This coming January will see St Albans genreless quartet Enter Shikari release their hotly anticipated 4th album, The Mindsweep. Ahead of its release and in the midst of a busy rehearsal period we managed to speak with vocalist Rou about the new album, playing it live and what some of its running themes are. Read on for more.

Your 4th album The Mindsweep is due for release in January, almost 3 years to the day that A Flash Flood of Colour was released. What was the idea behind The Mindsweep and how did it come to be the album it is now?
Like everything we do, we didn’t have some preconceived idea or organised vision of what this new album would be. I simply began writing music at the beginning of 2014 and after the initial familiar burst of anxiety over the daunting thought of creating another album, things began to take shape.

And were there many songs that didn’t make the cut?
Before heading into the studio we had to whittle down the songs dramatically. At one point we were working on about 50 sessions. One of the hardest and most emotional points in the whole album making process was picking the tracks that would make it. It literally feels like picking one of your limbs over another.

Some of the song titles have got quite clear references to science & health, something we’d not heard from you before. What are some of the main concepts behind the album?
The importance of the scientific method being employed in all areas of life is a main theme. For too long our society, our institutions and our behaviours have been left without analysis or criticism purely because they are ‘traditional’, thought of as immutable, or protected by those who profit from them. It’s becoming clear that capitalism is not conducive to maximising human wellbeing and environmental sustainability as profit is to be made to the detriment of both. This is one of the running themes.

Stylistically you’ve said that the album features some of the lightest music you’ve ever made, as well as some of the heaviest. Was it at all a conscious decision beforehand to make specific types of songs in the studio?
The first few months of 2014 was just pure freedom, creating all sorts of tracks, with all sorts of instruments, conveying a huge variety of emotions.

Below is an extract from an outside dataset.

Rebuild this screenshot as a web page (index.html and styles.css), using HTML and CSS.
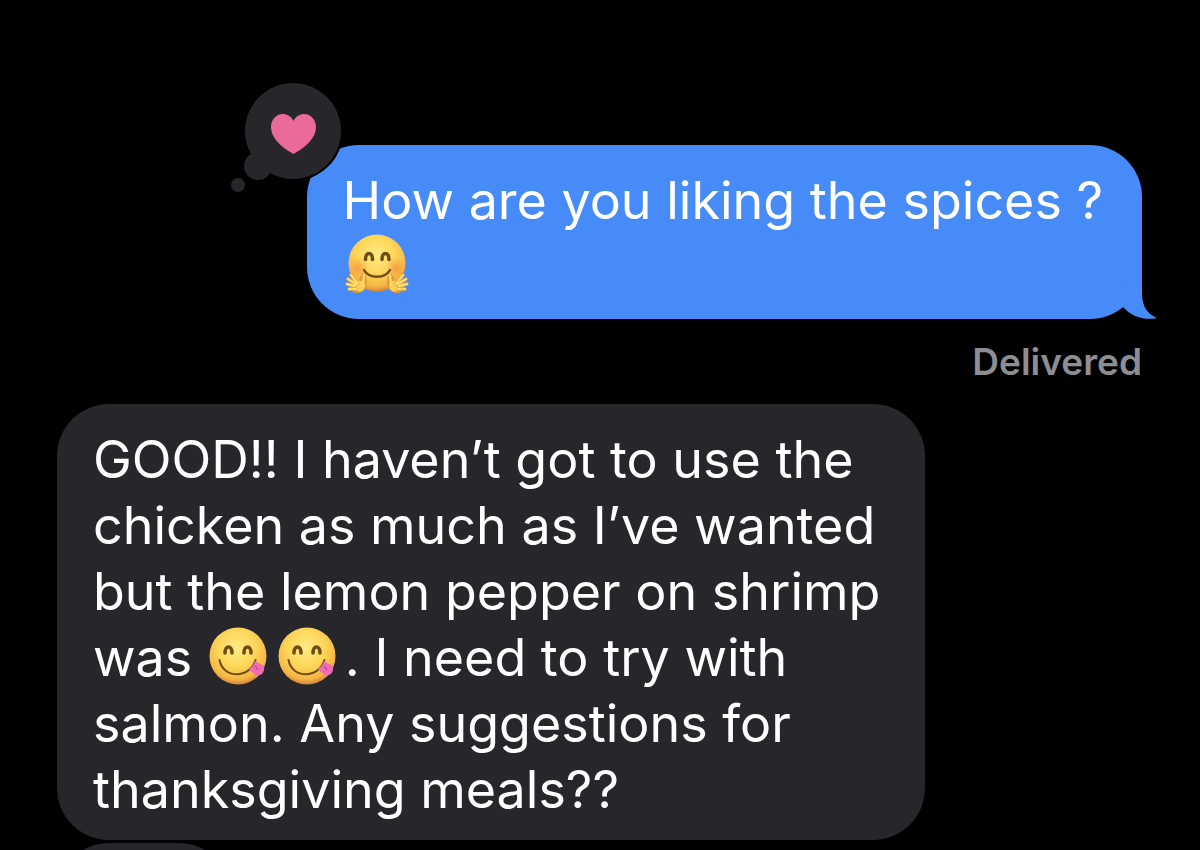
FILE: index.html
```html
<!DOCTYPE html>
<html lang="en">
<head>
    <meta charset="UTF-8">
    <meta name="viewport" content="width=device-width, initial-scale=1.0">
    <title>Messages</title>
    <link rel="stylesheet" href="styles.css">
</head>
<body>
    <!-- shared emoji drawings -->
    <svg class="defs" aria-hidden="true">
        <defs>
            <radialGradient id="skin" cx="48%" cy="36%" r="64%">
                <stop offset="0" stop-color="#ffeb85"/>
                <stop offset="0.5" stop-color="#fdd75a"/>
                <stop offset="0.85" stop-color="#f6b744"/>
                <stop offset="1" stop-color="#d3863a"/>
            </radialGradient>
            <radialGradient id="blush">
                <stop offset="0" stop-color="#f4863a" stop-opacity="0.6"/>
                <stop offset="1" stop-color="#f4863a" stop-opacity="0"/>
            </radialGradient>
            <symbol id="yum" viewBox="0 0 60 60">
                <circle cx="30" cy="30" r="28.5" fill="url(#skin)"/>
                <g fill="none" stroke="#6f4d16" stroke-linecap="round">
                    <path stroke-width="3.6" d="M17 27C17 19 24 19 24 27M36 27C36 19 43 19 43 27"/>
                    <path stroke-width="2" d="M11.500 34C15 53 42 53 47.500 34"/>
                </g>
                <path fill="#ee6db4" d="M47 35L56 40C57 45 54 50 50 49C47 49 44 47 41 43C44 41 46 39 47 35Z"/>
                <path fill="none" stroke="#c93d88" stroke-width="1.2" d="M47 40L50 44"/>
            </symbol>
            <symbol id="hug" viewBox="0 0 66 62">
                <circle cx="33" cy="30" r="28.5" fill="url(#skin)"/>
                <circle cx="14" cy="35" r="11" fill="url(#blush)"/>
                <circle cx="52" cy="35" r="11" fill="url(#blush)"/>
                <g fill="none" stroke="#6f4d16" stroke-linecap="round">
                    <path stroke-width="3.6" d="M21.500 26.500C21.500 18.500 28.500 18.500 28.500 26.500M38 26.500C38 18.500 45 18.500 45 26.500"/>
                    <path stroke-width="2.4" d="M20 37C25 46 41 46 46 37"/>
                </g>
                <g id="hand" transform="translate(2 -1)">
                    <path fill="#e2983a" d="M18 41C22 45 21 53 19 57C16 62 8 62 6 59L11 54C14 45 15 42 18 41Z"/>
                    <ellipse cx="13.500" cy="54" rx="5.500" ry="5.500" fill="#fbd057"/>
                    <path fill="none" stroke="#e2983a" stroke-width="3.4" stroke-linecap="round" d="M12 52L5 43M10 52L2 47M9 54L1 52M10 57L3 57"/>
                    <path fill="none" stroke="#ffdb67" stroke-width="2.4" stroke-linecap="round" d="M18 43L17 53M12 52L5 43M10 52L2 47M9 54L1 52M10 57L3 57"/>
                </g>
                <use href="#hand" transform="matrix(-1 0 0 1 66 0)"/>
            </symbol>
        </defs>
    </svg>

    <main class="thread">
        <div class="bubble sent">
            <p>How are you liking the spices ?<br><svg class="emoji hug" role="img" aria-label="hugging face"><use href="#hug"/></svg></p>
            <svg class="tail" viewBox="0 0 48 59" aria-hidden="true">
                <path d="M32 0V33C32 46 37 54 47 58C34 61 21 56 13 47L10 20V0Z"/>
            </svg>
            <svg class="reaction" viewBox="0 0 116 116" role="img" aria-label="Loved">
                <circle class="ring" cx="65" cy="51" r="50"/>
                <circle cx="65" cy="51" r="48"/>
                <circle cx="30" cy="86" r="14"/>
                <circle cx="10" cy="105" r="7"/>
                <path class="heart" d="M65.500 41C68 36 72 34 76 34C83 34 88 40 88 47C88 58 78 67 65.500 74C53 67 43 58 43 47C43 40 48 34 55 34C59 34 63 36 65.500 41Z"/>
            </svg>
        </div>
        <p class="status">Delivered</p>
        <div class="bubble received">
            <p>GOOD!! I haven’t got to use the<br>chicken as much as I’ve wanted<br>but the lemon pepper on shrimp<br>was <svg class="emoji" role="img" aria-label="yum"><use href="#yum"/></svg><svg class="emoji" role="img" aria-label="yum"><use href="#yum"/></svg>. I need to try with<br>salmon. Any suggestions for<br>thanksgiving meals??</p>
        </div>
        <div class="bubble received next"></div>
    </main>
</body>
</html>
```
FILE: styles.css
```css
* {
    margin: 0;
    padding: 0;
    box-sizing: border-box;
}

body {
    background: #000;
    color: #fff;
    font-family: Inter, "Liberation Sans", sans-serif;
}

.defs {
    position: absolute;
    width: 0;
    height: 0;
}

.thread {
    display: flex;
    flex-direction: column;
    height: 100vh;
    padding: 145px 58px 0 57px;
    overflow: hidden;
}

.bubble {
    position: relative;
    flex-shrink: 0;
    padding: 23px 0 17px 36px;
    border-radius: 52px;
    font-size: 52px;
    line-height: 66px;
    white-space: nowrap;
}

.sent {
    align-self: flex-end;
    width: 77%;
    padding-bottom: 19px;
    background: #468bf8;
}

.received {
    width: 80%;
    background: #27262b;
}

.next {
    width: 16%;
    height: 106px;
    margin-top: 3px;
}

.emoji {
    display: inline-block;
    width: 60px;
    height: 60px;
    margin: -6px 8px -6px 1px;
    vertical-align: -4px;
}

.hug {
    width: 66px;
    height: 62px;
}

.tail {
    position: absolute;
    right: -16px;
    bottom: 0;
    width: 48px;
    height: 59px;
    fill: #468bf8;
}

.reaction {
    position: absolute;
    left: -79px;
    top: -65px;
    width: 116px;
    height: 116px;
    fill: #27262b;
}

.reaction .ring {
    fill: #000;
}

.reaction .heart {
    fill: #ea6a9a;
}

.status {
    flex-shrink: 0;
    margin: 21px 0 20px;
    color: #8e8d93;
    font-size: 37px;
    font-weight: 600;
    line-height: 44px;
    text-align: right;
}
```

By the time we got into the studio the only conscious decision to be made was picking the final set of songs. There was definitely a concerted effort to make sure we had diversity in dynamics, emotion and instrumentation.

I’d just like to focus on one song in particular for now, Anaesthetist. What is the story behind this song?
It’s a beat I had written for a while that we developed in the studio, it’s one of the only tracks that wasn’t completely ready to go but we had faith in it so it made the final cut, just! It’s one of the most vehemently delivered tracks on the album about the current climate of privatisation, specifically of healthcare services. I went to my first protest march at the age of 10 to protest the closure of a local hospital, the disbelief I felt then is still strong, but now it’s coupled with anger as I know the sordid reasoning.

You recently tweeted that you’d be writing an essay to accompany each song. What can we expect from these essays and why did you decide to do this?
I think it’s something I would appreciate as a fan; to be led through the tracks with the explanations and reasons behind the lyrics. One thing that’s happened with modern music is audiences learn the lyrics of their favourite songs but they have no idea of the concepts or meanings behind them (granted, often with pop there isn’t any, or worse, they’re soulless and banal). This literature is for anyone with interest in singing the lyrics with the same understanding and therefore the same fervent emotion as I deliver them with.

You kick off your UK/Euro tour in January, and currently you’re rehearsing for those shows. How are the rehearsals going, and what can we expect from the live shows?
Rehearsals are going well, thanks! It’s mainly programming at the moment, so a lot of staring at screens and playing with cables; all rather mundane. But really looking forward to be playing through the tracks for the first time live all together next week! We’re also working on new lighting and production for the upcoming tours so our show will have a completely new look.

You guys have toured relentlessly throughout your careers, and you recently did an extensive tour of Central Europe. What have been your 5 favourite cities to play in throughout your career?
We played Athens recently, that’s a city I’ve always wanted to visit as I’m a lover of Ancient Greece! Tokyo is definitely up there as it’s totally mad in a beautifully effervescent way and just so different from anywhere else we’ve been. I’m a big fan of Scotland in general as I used to live there so love playing anywhere there. I love the liberal feel of the US west coast in general and specifically San Diego, helps that the weather is always lovely too of course! We’ve only been to Auckland, New Zealand twice and it’s always been a flying visit but the ocean scenery is incredible there and everyone tells us that’s the worst place to see, so would love to see more of the country!

Enter Shikari fans are very dedicated, have you had any weird/scary fan experiences in the past?
Not really, we’re incredibly lucky to have such enthusiastic fans and they’re all really safe and just treat us like mates really!

The Mindsweep is released on January 19 via Ambush Reality.